Jeepers!!! That’s awful, I’m sorry :frowning:

That’s horrible but I’d love to see the bobcat on video! Give me an idea on how small it can squeeze…

We have bald eagles here that just eat anything they think they can get away with, coyotes, mink, shorttailed weasels, raccoons obviously (is any place free of them?), and foxes. I actually got in an argument with my vet over the existence of Whidbey foxes, as I had captured some crazy audio on my security cameras that neither of us could ID, and then COTH IDed it as a fox. She said there was no way there were foxes here and I said I had seen one once 12ish years ago - then about a month later someone posted a gorgeous picture of a red fox in their back yard.

1 Like

I had what I feel like was a lot of predation my second year with chickens.

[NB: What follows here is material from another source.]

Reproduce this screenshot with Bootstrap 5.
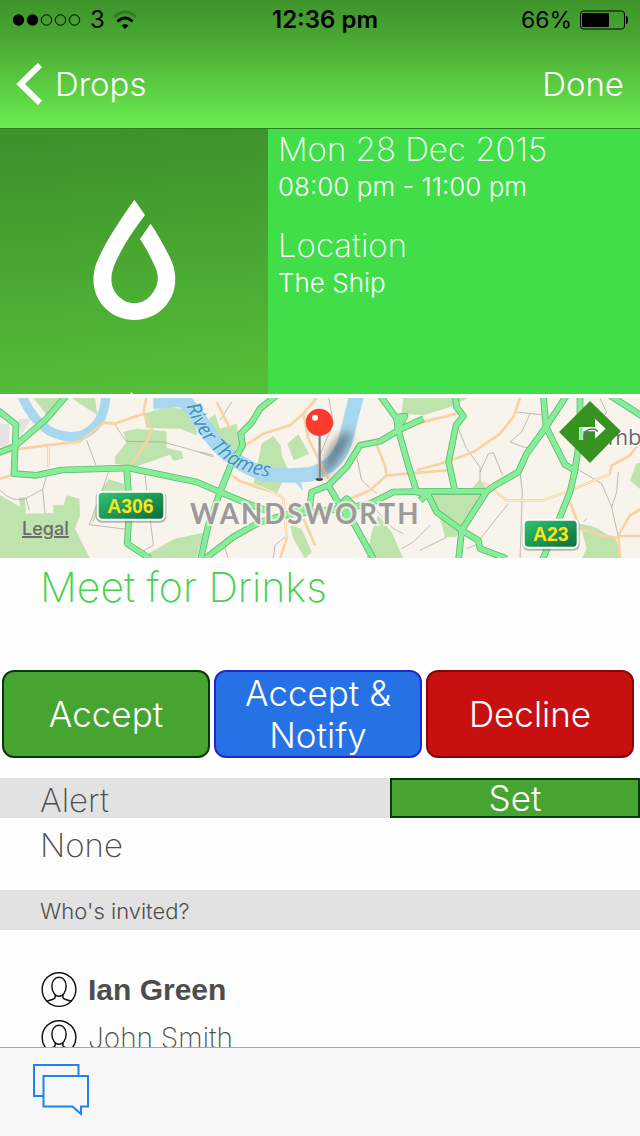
<!DOCTYPE html>
<html lang="en">
<head>
<meta charset="utf-8">
<meta name="viewport" content="width=device-width, initial-scale=1">
<title>Drops</title>
<link href="https://cdn.jsdelivr.net/npm/bootstrap@5.3.0/dist/css/bootstrap.min.css" rel="stylesheet">
<style>
  body { font-family: Inter, "Liberation Sans", sans-serif; color: #4d4d4d; background: #fefefe; }
  .top-bar { background: linear-gradient(#3e942a, #4aa933 32%, #6bed50); border-bottom: 1px solid #2b7a22; }
  .status-row { height: 40px; padding: 0 12px; color: #000; font-size: 24px; line-height: 40px; }
  .status-side { flex: 1 0 0; }
  .status-charge { font-size: 23px; }
  .status-time { padding-left: 10px; }
  .nav-row { height: 88px; padding: 0 16px; }
  .nav-link-btn { font-size: 33px; line-height: 44px; font-weight: 300; color: #fff; text-decoration: none; padding: 0; border: 0; background: none; }
  .scroller { min-height: 0; overflow: auto; scrollbar-width: none; }
  .scroller::-webkit-scrollbar { display: none; }
  .drop-tile { width: 268px; height: 265px; background: linear-gradient(175deg, #3e922a 5%, #54be39 97%); }
  .details { background: #41de4a; color: #fff; padding: 0 10px; }
  .line-lg { font-size: 33px; line-height: 40px; font-weight: 200; }
  .line-md { font-size: 26px; line-height: 36px; font-weight: 300; }
  .map-view { height: 160px; margin-top: 4px; }
  .map-view a { fill: #6b6b6b; }
  .event-title { font-size: 41px; line-height: 58px; font-weight: 200; color: #41d24a; padding: 0 40px; }
  .rsvp { padding: 54px 6px 20px 2px; gap: 4px; }
  .rsvp button { flex: 1 1 0; height: 88px; border: 2px solid; border-radius: 12px; padding: 0; color: #fff; font-size: 35px; line-height: 42px; font-weight: 300; }
  .go { background: #46a430; border-color: #083808 !important; }
  .tell { background: #2672e5; border-color: #2026d8 !important; }
  .no { background: #c81010; border-color: #8a0606 !important; }
  .strip { height: 40px; background: #e2e2e2; padding-left: 40px; }
  .set-btn { width: 250px; height: 40px; border: 2px solid #083808; color: #fff; font-size: 35px; line-height: 36px; font-weight: 300; padding: 0; }
  .label-lg { font-size: 33px; line-height: 44px; font-weight: 200; }
  .alert-value { font-size: 33px; line-height: 54px; height: 72px; padding-left: 40px; font-weight: 200; }
  .label-sm { font-size: 22px; line-height: 42px; font-weight: 300; }
  .guests { padding: 36px 40px 0; }
  .guests li { height: 48px; gap: 9px; line-height: 48px; }
  .guest-host { font-family: "Liberation Sans", Arial, sans-serif; font-size: 30px; }
  .guest-light { font-weight: 200; font-size: 28px; }
  .tool-bar { height: 89px; background: #f8f8f8; border-top: 1px solid #a9a9a9; padding: 0 32px 6px; }
</style>
</head>
<body>
<div class="d-flex flex-column vh-100 overflow-hidden">
  <header class="top-bar flex-shrink-0">
    <div class="status-row d-flex align-items-center">
      <div class="status-side d-flex align-items-center">
        <svg width="70" height="14" viewBox="0 0 70 14" aria-hidden="true">
          <circle cx="6.500" cy="7" r="5.700"/><circle cx="20.500" cy="7" r="5.700"/>
          <g fill="none" stroke="#000"><circle cx="34.500" cy="7" r="5.200"/><circle cx="48.500" cy="7" r="5.200"/><circle cx="62.500" cy="7" r="5.200"/></g>
        </svg>
        <span class="ms-2">3</span>
        <svg class="ms-2" width="24" height="20" viewBox="0 0 24 20" aria-hidden="true">
          <path d="M8.500 15.500Q12 12.500 15.500 15.500L12 19Z"/>
          <path d="M4.500 11.500Q12 4.500 19.500 11.500" fill="none" stroke="#000" stroke-width="3"/>
          <path d="M1 7Q12-3 23 7" fill="none" stroke="#2d7b20" stroke-width="3"/>
        </svg>
      </div>
      <div class="status-time fw-semibold">12:36 pm</div>
      <div class="status-side status-charge d-flex align-items-center justify-content-end">
        <span>66%</span>
        <svg class="ms-2" width="48" height="20" viewBox="0 0 48 20" aria-hidden="true">
          <rect x=".5" y="1" width="44" height="18" rx="3" fill="none" stroke="#000"/>
          <rect x="2" y="3" width="27" height="14" rx="1"/><path d="M46 6h1q2 4 0 8h-1z"/>
        </svg>
      </div>
    </div>
    <nav class="nav-row d-flex align-items-center justify-content-between">
      <a href="#" class="nav-link-btn d-flex align-items-center">
        <svg width="27" height="42" viewBox="0 0 27 42" aria-hidden="true"><path d="M24 2 4.500 21 24 40" fill="none" stroke="#fff" stroke-width="6"/></svg>
        <span class="ms-2 ps-1">Drops</span>
      </a>
      <button type="button" class="nav-link-btn">Done</button>
    </nav>
  </header>

  <main class="scroller flex-grow-1">
    <section class="d-flex">
      <div class="drop-tile flex-shrink-0">
        <svg class="d-block" width="268" height="265" viewBox="0 12 804 795" role="img" aria-label="Drop logo">
          <path fill="#fff" d="M403 224L435 270C400 317 369 361 344 418C326 462 334 494 357 515C383 541 423 541 449 515C474 488 482 456 463 421C452 396 436 366 420 342L452 296C475 331 501 376 517 414C537 472 521 519 490 550C442 597 364 597 316 550C280 515 272 463 289 415C315 352 356 291 403 224Z"/>
          <path fill="#fff" d="M394 801l4 6h-8z"/>
        </svg>
      </div>
      <div class="details flex-grow-1">
        <div class="line-lg">Mon 28 Dec 2015</div>
        <div class="line-md">08:00 pm - 11:00 pm</div>
        <div class="line-lg mt-3 pt-1">Location</div>
        <div class="line-md">The Ship</div>
      </div>
    </section>

    <svg class="map-view d-block w-100" viewBox="0 18 1920 480" preserveAspectRatio="xMidYMid slice" role="img" aria-label="Map of Wandsworth">
      <defs>
        <linearGradient id="shield" x1="0" y1="0" x2="1" y2="1"><stop offset="0" stop-color="#32c673"/><stop offset="1" stop-color="#0b6b3c"/></linearGradient>
        <filter id="soft" x="-50%" y="-50%" width="200%" height="200%"><feGaussianBlur stdDeviation="14"/></filter>
        <g id="majors">
          <path d="M-10 52L48 98L42 245L110 250L185 234L385 228L590 270L660 300L750 338L800 355"/>
          <path d="M-10 184L42 165L140 80L200 10"/>
          <path d="M380 228L388 340L382 455L450 500"/>
          <path d="M830 10L780 50L755 92L722 125L728 160L690 225L660 300L625 400L600 510"/>
          <path d="M615 500L700 435L780 390L870 365L930 340L935 300L985 280L1040 225L1080 160L1140 148L1195 115L1270 80"/>
          <path d="M1140 10L1190 80L1195 115L1225 220L1250 300L1285 310"/>
          <path d="M860 368L1030 350L1110 335L1180 300L1290 298L1460 298"/>
          <path d="M985 280L1020 340L1065 400L1120 500"/>
          <path d="M1190 75L1215 72L1195 108Z"/>
          <path d="M1365 10L1370 45L1390 72L1368 100L1346 210L1365 298"/>
          <path d="M1630 10L1638 105L1695 218L1725 235L1710 300L1680 375L1625 510"/>
          <path d="M1700 10L1638 105L1580 185L1555 240L1485 280L1460 298L1385 415L1375 510"/>
          <path d="M1285 310L1310 360L1385 415L1435 445L1440 470L1520 500"/>
          <path d="M1740 10L1740 130L1725 235"/><path d="M1830 10L1930 75"/>
          <path d="M1260 325L1290 300"/><path d="M1010 350L1040 320L1065 345L1030 380"/>
        </g>
      </defs>
      <rect y="18" width="1920" height="480" fill="#f8f4ec"/>
      <g fill="#bfe3ad">
        <path d="M0 310L60 345 58 315 75 318 78 365 160 363 160 338 190 340 200 310 238 320 240 370 225 410 270 500H0Z"/>
        <path d="M370 120L410 110 500 118V168L545 178 550 200 520 206 510 188 405 225 345 215 345 195 380 150Z"/>
        <path d="M430 65L500 45 585 55 590 130 540 110 440 108Z"/><path d="M100 18H205L145 75Z"/><path d="M215 18H285L292 70Z"/>
        <path d="M325 262L372 275 375 300 320 330 275 395 300 300Z"/>
        <path d="M435 490L525 440 610 422 590 500H440Z"/><path d="M622 85L645 65 660 110 710 95 718 160 700 180 650 135Z"/>
        <path d="M785 155L820 132 842 160 845 190 865 235 830 306 758 285Z"/><path d="M862 155L895 127 928 185 882 205Z"/>
        <path d="M870 400L905 410 935 480 915 500 880 440Z"/><path d="M1115 420L1135 370 1175 420 1210 500H1100Z"/>
        <path d="M1210 18H1405L1350 45 1270 70 1205 65Z"/><path d="M1290 305L1415 290 1440 262 1460 290 1385 415 1365 435 1335 435 1320 380Z"/>
        <path d="M1740 395L1785 405 1850 445 1860 500H1745L1760 470Z"/><path d="M1890 265L1908 215 1930 210V300Z"/>
      </g>
      <path d="M0 95h28v70H0zM55 80h40l-35 55z" fill="#e4e3e2"/>
      <g fill="none" stroke="#a7d8ef">
        <path stroke-width="28" d="M65 10Q95 80 145 115Q195 142 245 130Q315 100 317 10"/>
        <path stroke-width="44" d="M540 15Q590 60 630 130Q690 210 790 245Q860 255 930 247Q1010 225 1035 150Q1050 90 1070 10"/>
        <path fill="#a7d8ef" stroke="none" d="M460 18h105v40l-30-12-75 6zM885 270l25 27-10-35z"/>
      </g>
      <g fill="none" stroke="#9e9b97" stroke-width="2">
        <path d="M345 98L378 148 490 150 590 178 640 195M260 145L288 220M325 240L310 285 268 398 380 412M435 250L460 460 425 480M145 235L128 292 135 363M0 295Q40 335 80 318L128 292M78 318L88 355M600 180L640 190M660 85L695 30M985 10L1000 95 955 200M1065 170L1085 265 1130 305M1125 350L1180 410 1210 425M1290 400L1240 450 1205 470"/>
        <path d="M1375 110L1400 170 1440 225 1440 265M1440 240L1465 185 1480 182 1508 250M1550 60L1640 70M1590 65L1565 120 1530 150 1570 165 1600 170M1560 240L1567 300 1560 500M1525 335L1425 460 1400 470M1730 230L1805 275 1835 345 1855 435M1855 240L1850 300 1835 345M1260 475L1340 436M820 498L825 460 855 435M670 455L685 500M1800 20L1820 60 1810 75M1750 390L1760 380"/>
      </g>
      <g fill="none" stroke-linejoin="round">
        <g stroke="#f8d2a2" stroke-width="8">
          <path d="M50 172L140 160 240 148 310 92 345 95 430 65 455 110 440 150 395 215M145 160V225M430 65L440 10M0 260L35 250M650 30L690 110M740 158L790 125 870 100 910 65 950 18M910 65L925 140 985 260M690 245L720 268 820 300 850 320 860 440 840 500M910 380L945 460M1050 320L1110 295 1160 250 1340 235M1130 160L1155 220 1160 245M1200 100L1260 85"/>
          <path d="M1250 95L1370 65M1250 235L1340 210 1420 180 1500 125 1540 75 1560 18M1450 270L1520 325 1630 325 1700 300 1830 245 1835 220 1890 190 1920 150M1710 330L1740 410 1800 430 1855 438 1860 500M1855 432H1930M1855 430L1890 370 1925 350"/>
        </g>
        <path stroke="#fff1d8" stroke-width="3" d="M145 160V225M1450 270L1520 325 1630 325 1700 300 1830 245M690 245L820 300 850 320 860 440"/>
        <use href="#majors" stroke="#59bb70" stroke-width="20"/>
        <use href="#majors" stroke="#87ed98" stroke-width="15"/>
      </g>
      <path id="thames" d="M558 42Q600 155 690 215Q755 258 890 262" fill="none"/>
      <text font-family="Open Sans, sans-serif" font-size="59" font-style="italic" font-weight="500" fill="#3d8fbd" stroke="#b9e0f1" stroke-width="6" paint-order="stroke"><textPath href="#thames">River Thames</textPath></text>
      <text x="570" y="397" font-family="Lato, sans-serif" font-weight="700" font-size="83" letter-spacing="6" fill="#9c9a99" stroke="#f8f4ec" stroke-width="12" stroke-opacity=".8" paint-order="stroke">WANDSWORTH</text>
      <text x="1745" y="158" font-family="Open Sans, sans-serif" font-size="66" fill="#6d6b69" stroke="#fff" stroke-width="8" paint-order="stroke">Camb</text>
      <path d="M1770 30L1860 118L1770 210L1680 120Z" fill="#37931f" stroke="#37931f" stroke-width="4" stroke-linejoin="round"/>
      <path d="M1737 144V105H1785V80L1817 110L1785 140V118H1750V144Z" fill="#fff"/><path d="M1738 105h10v39h-10z" fill="#87ed98"/>
      <path d="M1752 142Q1751 111 1777 111Q1789 111 1793 119" fill="none" stroke="#6d6b69" stroke-width="5"/>
      <g stroke="#fff" stroke-width="6" fill="url(#shield)">
        <rect x="290" y="301" width="206" height="88" rx="15" fill="#777" stroke="#777" opacity=".5"/><rect x="293" y="299" width="200" height="84" rx="14"/>
        <rect x="1570" y="385" width="166" height="88" rx="15" fill="#777" stroke="#777" opacity=".5"/><rect x="1571" y="383" width="162" height="84" rx="14"/>
      </g>
      <g font-family="Liberation Sans, sans-serif" font-weight="700" font-size="58" fill="#fbe51d" text-anchor="middle"><text x="391" y="362">A306</text><text x="1652" y="446">A23</text></g>
      <path d="M968 230Q995 130 1055 115Q1055 165 968 260Z" opacity=".42" filter="url(#soft)"/>
      <ellipse cx="958" cy="262" rx="11" ry="5" fill="#444"/>
      <path d="M958 125V260" stroke="#777" stroke-width="8"/><path d="M956 125V258" stroke="#c9c9c9" stroke-width="3"/>
      <circle cx="958" cy="91" r="41" fill="#fb3a30"/><circle cx="945" cy="77" r="9" fill="#fff"/>
      <a href="#"><text x="66" y="429" font-family="Inter, sans-serif" font-weight="500" font-size="54" text-decoration="underline">Legal</text></a>
    </svg>

    <h1 class="event-title m-0">Meet for Drinks</h1>

    <div class="rsvp d-flex">
      <button type="button" class="go">Accept</button>
      <button type="button" class="tell">Accept &amp;<br>Notify</button>
      <button type="button" class="no">Decline</button>
    </div>

    <div class="strip d-flex justify-content-between">
      <span class="label-lg">Alert</span>
      <button type="button" class="set-btn go">Set</button>
    </div>
    <div class="alert-value">None</div>
    <h2 class="strip label-sm m-0">Who's invited?</h2>

    <svg class="d-none" aria-hidden="true"><symbol id="person" viewBox="0 0 40 40">
      <g fill="none" stroke="#111" stroke-width="1.500"><circle cx="19.500" cy="19.500" r="17.300"/>
      <path d="M19.500 7C15 7 12.200 11 12.200 16C12.200 22 15.500 26.500 19.500 26.500S26.800 22 26.800 16C26.800 11 24 7 19.500 7ZM15.500 25V28Q15 29.500 6.500 31.500M23.500 25V28Q24 29.500 32.500 31.500"/></g>
    </symbol></svg>
    <ul class="guests list-unstyled m-0">
      <li class="d-flex align-items-center"><svg width="39" height="40" aria-hidden="true"><use href="#person"/></svg><span class="guest-host fw-bold">Ian Green</span></li>
      <li class="d-flex align-items-center"><svg width="39" height="40" aria-hidden="true"><use href="#person"/></svg><span class="guest-light">John Smith</span></li>
    </ul>
  </main>

  <footer class="tool-bar d-flex align-items-center flex-shrink-0">
    <button type="button" class="btn p-0 border-0" aria-label="Messages">
      <svg class="d-block" width="58" height="54" viewBox="0 0 58 54"><path d="M11 34H2V3H46.500V13M11.500 14H56V44.500H49V52L40.500 44.500H11.500Z" fill="none" stroke="#1a84f0" stroke-width="2"/></svg>
    </button>
  </footer>
</div>
<script src="https://cdn.jsdelivr.net/npm/bootstrap@5.3.0/dist/js/bootstrap.bundle.min.js"></script>
</body>
</html>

My first year Dad brought the live trap up and put it by the coop and we took out 14 raccoons I believe, nothing ever actually made it into the run/coop. The next year was fine until winter and it was like it was on - had an opossum in the barn multiple times, and then a pair of them in the coop. After fortifying things to where I thought it must be safe, the next spring I had what must have been a mink or weasel coming into the barn picking off my growouts. It was a smart little ****er, it would wait for me to do chores and then leave for work at 6:15, then would go in and cause havoc. Eventually I had to move everyone back to the brooder inside the shop part of the barn while I covered up every little hole I could find. To be honest, I don’t think I managed to mustelid-proof my place, I figure he or she must have moved on after a few days of finding no easy chickens to eat. Luckily (knock wood) one hasn’t been back in a couple years. I’m really hoping the dog being present and peeing all around will continue to warn them off, because otherwise I’d have to redo everything in hardware cloth.